**WHAT THE TASK ASKS:** Copy out each line in the material below that has the word "this".

**ROWS:**
▬▬▬▬▬▬
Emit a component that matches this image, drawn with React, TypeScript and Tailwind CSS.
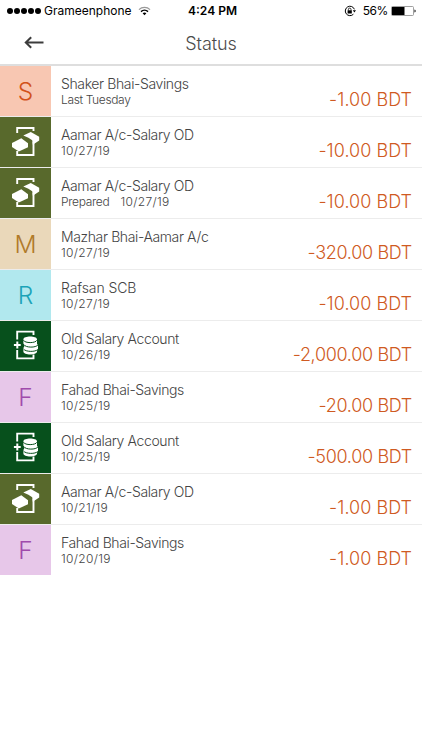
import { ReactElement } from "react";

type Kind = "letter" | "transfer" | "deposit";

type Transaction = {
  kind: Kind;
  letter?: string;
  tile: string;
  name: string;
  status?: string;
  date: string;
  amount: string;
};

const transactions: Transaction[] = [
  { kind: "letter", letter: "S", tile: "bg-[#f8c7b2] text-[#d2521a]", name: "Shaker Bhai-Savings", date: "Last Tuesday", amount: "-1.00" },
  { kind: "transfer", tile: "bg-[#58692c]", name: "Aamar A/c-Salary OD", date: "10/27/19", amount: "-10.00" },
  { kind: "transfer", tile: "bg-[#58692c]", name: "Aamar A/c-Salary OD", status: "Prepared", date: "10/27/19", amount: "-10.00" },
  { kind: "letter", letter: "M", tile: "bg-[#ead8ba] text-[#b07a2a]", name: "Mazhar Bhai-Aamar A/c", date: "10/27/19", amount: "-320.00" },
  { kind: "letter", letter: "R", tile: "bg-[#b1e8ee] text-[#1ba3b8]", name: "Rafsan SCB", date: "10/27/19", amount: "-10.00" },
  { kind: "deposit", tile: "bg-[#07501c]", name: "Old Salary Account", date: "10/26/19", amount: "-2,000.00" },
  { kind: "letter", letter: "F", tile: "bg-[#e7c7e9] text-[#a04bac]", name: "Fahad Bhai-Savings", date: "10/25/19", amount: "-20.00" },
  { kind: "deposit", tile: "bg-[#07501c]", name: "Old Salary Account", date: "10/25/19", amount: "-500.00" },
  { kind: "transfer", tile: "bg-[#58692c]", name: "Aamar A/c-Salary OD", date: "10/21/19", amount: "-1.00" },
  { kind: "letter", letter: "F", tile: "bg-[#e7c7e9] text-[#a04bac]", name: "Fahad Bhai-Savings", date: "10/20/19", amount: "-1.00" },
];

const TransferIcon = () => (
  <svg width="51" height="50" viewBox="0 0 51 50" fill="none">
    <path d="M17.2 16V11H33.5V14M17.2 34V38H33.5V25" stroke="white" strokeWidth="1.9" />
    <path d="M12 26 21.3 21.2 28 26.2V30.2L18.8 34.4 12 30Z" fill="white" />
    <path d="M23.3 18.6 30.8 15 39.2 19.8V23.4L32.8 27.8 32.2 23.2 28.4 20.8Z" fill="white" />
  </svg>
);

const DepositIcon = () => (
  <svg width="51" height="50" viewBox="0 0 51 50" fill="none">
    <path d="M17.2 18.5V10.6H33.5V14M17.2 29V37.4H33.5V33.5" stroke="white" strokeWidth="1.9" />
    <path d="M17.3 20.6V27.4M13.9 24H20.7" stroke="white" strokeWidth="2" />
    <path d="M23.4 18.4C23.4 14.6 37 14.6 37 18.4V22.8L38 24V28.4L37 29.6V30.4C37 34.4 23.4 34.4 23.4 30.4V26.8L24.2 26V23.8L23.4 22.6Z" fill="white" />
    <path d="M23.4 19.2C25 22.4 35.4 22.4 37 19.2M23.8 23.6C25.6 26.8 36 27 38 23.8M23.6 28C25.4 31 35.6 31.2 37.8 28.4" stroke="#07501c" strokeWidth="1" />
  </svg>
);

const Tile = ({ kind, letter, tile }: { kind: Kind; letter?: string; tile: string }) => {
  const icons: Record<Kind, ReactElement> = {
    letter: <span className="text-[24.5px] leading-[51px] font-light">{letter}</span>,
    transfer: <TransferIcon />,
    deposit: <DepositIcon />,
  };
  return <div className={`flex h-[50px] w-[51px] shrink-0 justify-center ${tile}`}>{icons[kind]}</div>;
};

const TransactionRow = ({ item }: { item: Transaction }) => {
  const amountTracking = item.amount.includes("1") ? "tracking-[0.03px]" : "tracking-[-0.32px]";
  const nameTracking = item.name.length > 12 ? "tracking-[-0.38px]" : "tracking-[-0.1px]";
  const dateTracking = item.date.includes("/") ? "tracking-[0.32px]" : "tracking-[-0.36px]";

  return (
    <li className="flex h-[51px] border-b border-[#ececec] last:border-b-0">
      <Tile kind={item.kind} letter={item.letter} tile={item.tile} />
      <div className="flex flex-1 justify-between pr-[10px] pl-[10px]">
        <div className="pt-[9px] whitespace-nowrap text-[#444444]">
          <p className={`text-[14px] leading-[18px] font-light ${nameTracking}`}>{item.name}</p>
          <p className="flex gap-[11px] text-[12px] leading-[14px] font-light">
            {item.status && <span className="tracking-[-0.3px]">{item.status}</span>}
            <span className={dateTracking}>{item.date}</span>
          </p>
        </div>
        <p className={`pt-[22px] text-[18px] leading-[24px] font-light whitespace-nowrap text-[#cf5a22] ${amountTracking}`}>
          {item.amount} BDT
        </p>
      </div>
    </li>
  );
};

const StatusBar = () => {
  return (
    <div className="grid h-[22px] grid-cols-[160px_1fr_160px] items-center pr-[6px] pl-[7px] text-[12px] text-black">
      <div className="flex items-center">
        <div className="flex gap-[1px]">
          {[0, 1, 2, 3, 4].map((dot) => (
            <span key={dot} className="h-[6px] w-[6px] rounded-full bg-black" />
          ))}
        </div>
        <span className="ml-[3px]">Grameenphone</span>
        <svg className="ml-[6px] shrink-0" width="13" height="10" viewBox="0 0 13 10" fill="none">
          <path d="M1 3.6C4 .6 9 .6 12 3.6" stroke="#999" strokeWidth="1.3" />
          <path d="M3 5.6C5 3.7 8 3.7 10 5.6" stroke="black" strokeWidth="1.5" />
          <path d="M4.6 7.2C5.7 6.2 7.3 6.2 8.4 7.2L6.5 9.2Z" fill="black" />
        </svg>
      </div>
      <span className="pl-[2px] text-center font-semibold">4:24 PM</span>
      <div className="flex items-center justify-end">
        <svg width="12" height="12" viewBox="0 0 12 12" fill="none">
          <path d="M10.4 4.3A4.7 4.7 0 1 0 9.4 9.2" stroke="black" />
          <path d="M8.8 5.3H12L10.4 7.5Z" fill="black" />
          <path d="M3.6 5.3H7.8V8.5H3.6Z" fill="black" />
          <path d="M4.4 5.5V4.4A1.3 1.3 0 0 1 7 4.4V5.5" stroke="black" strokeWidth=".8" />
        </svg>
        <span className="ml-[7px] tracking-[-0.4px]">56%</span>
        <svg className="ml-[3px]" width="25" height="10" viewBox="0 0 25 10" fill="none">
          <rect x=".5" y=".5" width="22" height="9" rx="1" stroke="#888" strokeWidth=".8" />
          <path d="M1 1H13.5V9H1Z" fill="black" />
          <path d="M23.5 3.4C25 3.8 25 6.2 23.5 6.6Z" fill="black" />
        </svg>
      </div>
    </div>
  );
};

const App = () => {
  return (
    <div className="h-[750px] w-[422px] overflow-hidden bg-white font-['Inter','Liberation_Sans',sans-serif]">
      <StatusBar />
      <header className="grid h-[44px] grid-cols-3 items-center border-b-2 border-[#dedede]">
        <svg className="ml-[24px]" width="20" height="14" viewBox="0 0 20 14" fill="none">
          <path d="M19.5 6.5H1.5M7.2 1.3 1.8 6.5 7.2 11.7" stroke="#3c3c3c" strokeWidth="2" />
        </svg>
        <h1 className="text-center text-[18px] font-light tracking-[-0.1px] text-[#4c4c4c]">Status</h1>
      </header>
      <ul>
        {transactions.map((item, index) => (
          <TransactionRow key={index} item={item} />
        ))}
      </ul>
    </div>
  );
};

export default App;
▬▬▬▬▬▬
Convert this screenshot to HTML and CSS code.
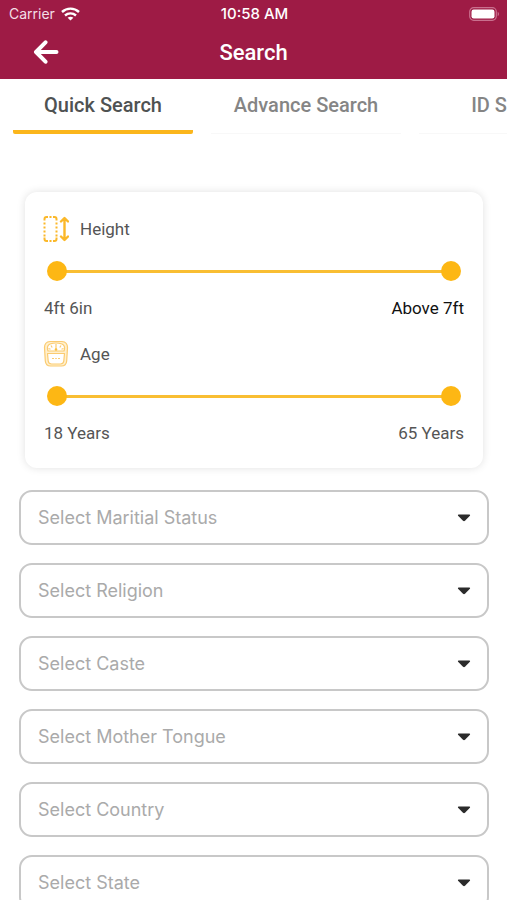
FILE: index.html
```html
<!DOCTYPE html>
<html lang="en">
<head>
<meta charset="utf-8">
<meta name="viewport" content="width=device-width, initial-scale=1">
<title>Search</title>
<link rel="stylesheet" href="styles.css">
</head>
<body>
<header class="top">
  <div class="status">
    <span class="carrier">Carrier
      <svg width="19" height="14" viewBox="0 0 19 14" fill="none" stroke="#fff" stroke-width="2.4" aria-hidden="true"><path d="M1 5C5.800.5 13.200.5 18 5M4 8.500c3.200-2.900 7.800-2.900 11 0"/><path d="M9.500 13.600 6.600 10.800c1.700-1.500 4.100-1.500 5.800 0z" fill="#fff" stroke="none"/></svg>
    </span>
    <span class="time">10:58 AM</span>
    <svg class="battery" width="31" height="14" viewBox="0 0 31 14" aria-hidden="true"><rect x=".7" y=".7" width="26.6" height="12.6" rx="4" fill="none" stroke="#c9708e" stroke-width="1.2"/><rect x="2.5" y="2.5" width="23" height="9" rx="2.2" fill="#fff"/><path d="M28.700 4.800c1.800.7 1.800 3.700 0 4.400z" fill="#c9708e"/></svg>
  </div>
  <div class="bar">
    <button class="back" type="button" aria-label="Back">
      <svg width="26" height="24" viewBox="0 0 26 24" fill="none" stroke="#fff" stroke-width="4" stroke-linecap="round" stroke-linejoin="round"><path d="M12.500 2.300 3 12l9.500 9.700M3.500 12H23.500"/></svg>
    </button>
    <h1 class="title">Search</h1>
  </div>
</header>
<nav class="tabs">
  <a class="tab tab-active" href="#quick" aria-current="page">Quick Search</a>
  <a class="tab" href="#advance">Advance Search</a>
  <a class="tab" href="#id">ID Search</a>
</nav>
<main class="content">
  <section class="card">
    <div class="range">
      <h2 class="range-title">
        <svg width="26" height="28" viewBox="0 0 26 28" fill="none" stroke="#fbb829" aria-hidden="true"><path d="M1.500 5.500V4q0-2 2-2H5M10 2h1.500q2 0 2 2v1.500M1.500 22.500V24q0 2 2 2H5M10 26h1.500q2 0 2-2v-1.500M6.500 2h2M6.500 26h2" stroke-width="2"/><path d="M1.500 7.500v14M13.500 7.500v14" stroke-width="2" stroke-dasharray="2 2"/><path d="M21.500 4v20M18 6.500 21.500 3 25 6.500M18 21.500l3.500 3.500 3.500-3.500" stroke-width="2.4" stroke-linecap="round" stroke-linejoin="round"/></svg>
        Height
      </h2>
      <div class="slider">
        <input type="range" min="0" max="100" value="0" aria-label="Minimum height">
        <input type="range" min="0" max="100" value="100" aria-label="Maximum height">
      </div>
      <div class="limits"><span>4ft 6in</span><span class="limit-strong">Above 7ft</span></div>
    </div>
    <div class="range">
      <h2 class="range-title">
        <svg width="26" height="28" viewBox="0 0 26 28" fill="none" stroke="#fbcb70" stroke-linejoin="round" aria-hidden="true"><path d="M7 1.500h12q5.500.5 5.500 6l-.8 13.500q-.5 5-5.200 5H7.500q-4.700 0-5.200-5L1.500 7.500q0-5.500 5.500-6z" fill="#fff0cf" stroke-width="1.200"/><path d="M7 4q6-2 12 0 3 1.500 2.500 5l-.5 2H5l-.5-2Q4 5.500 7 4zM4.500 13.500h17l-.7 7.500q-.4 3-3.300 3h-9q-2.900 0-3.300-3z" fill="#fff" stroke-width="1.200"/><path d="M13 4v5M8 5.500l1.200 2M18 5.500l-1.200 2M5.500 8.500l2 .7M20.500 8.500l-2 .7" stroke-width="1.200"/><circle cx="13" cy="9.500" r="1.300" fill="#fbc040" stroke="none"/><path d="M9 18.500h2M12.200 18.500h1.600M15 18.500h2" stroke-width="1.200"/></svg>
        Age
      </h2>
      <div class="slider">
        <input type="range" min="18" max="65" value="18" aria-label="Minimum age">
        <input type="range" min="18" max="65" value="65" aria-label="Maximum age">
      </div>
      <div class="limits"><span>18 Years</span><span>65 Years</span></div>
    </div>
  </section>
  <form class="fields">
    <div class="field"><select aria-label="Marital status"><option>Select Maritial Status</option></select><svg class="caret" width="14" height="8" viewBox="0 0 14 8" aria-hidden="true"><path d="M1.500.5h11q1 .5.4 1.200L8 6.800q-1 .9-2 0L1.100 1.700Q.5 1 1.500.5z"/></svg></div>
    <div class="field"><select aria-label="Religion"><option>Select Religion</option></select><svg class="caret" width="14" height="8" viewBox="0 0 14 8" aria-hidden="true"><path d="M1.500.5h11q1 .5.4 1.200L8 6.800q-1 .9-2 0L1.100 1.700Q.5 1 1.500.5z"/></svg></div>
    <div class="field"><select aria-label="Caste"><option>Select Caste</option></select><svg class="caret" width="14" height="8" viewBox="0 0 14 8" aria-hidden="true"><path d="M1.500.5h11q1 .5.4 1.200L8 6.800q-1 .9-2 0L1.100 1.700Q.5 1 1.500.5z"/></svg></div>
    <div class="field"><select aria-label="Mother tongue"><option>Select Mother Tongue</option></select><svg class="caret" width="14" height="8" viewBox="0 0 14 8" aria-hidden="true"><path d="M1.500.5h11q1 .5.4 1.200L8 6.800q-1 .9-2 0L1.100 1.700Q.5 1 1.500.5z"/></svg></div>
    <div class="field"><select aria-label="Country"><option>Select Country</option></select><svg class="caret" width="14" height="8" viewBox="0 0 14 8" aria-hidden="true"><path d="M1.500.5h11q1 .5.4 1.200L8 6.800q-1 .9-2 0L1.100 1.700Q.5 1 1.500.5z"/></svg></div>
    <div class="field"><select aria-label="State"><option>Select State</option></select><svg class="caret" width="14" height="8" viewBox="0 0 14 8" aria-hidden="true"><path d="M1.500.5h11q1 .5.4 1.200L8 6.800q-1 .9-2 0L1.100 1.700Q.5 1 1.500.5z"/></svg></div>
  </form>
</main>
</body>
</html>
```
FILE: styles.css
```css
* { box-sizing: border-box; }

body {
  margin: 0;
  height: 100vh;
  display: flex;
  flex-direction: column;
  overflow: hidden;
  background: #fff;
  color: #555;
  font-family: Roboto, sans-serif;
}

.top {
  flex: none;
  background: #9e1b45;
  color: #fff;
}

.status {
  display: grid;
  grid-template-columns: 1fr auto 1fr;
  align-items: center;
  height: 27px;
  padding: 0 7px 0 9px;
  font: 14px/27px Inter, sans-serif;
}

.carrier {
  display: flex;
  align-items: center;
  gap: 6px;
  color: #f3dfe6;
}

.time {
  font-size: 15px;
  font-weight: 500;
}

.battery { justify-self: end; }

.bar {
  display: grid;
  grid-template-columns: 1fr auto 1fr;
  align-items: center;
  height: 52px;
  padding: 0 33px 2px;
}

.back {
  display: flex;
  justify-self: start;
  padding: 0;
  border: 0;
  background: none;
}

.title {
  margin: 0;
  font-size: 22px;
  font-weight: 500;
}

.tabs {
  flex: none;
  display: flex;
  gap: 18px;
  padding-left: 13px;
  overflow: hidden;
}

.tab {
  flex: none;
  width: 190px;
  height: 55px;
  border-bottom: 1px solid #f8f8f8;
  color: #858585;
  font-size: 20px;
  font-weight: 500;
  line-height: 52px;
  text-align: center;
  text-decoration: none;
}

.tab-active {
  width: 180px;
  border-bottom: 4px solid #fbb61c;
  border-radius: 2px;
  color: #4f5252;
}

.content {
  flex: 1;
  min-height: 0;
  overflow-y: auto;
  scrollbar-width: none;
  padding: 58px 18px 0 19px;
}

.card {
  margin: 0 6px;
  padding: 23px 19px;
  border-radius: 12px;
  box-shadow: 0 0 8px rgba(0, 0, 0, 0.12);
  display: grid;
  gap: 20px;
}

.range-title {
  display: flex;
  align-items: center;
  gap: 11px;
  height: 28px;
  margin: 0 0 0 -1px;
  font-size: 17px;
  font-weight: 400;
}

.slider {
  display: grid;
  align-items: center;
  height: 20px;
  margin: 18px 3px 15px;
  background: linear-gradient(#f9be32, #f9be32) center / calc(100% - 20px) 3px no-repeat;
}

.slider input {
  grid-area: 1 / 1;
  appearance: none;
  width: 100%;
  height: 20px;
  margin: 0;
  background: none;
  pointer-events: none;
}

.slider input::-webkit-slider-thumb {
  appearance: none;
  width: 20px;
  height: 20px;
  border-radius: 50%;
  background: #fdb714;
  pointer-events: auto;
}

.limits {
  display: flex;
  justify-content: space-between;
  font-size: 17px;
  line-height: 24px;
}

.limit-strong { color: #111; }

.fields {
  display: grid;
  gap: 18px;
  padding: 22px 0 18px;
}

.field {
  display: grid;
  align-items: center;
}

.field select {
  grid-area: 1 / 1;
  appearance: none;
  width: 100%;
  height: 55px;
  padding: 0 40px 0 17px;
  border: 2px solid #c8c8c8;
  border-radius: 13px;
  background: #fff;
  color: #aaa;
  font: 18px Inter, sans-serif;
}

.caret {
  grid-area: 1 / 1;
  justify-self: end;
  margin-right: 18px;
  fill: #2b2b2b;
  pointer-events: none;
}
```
▬▬▬▬▬▬
**OUTPUT OF THE TASK:**
Emit a component that matches this image, drawn with React, TypeScript and Tailwind CSS.
Convert this screenshot to HTML and CSS code.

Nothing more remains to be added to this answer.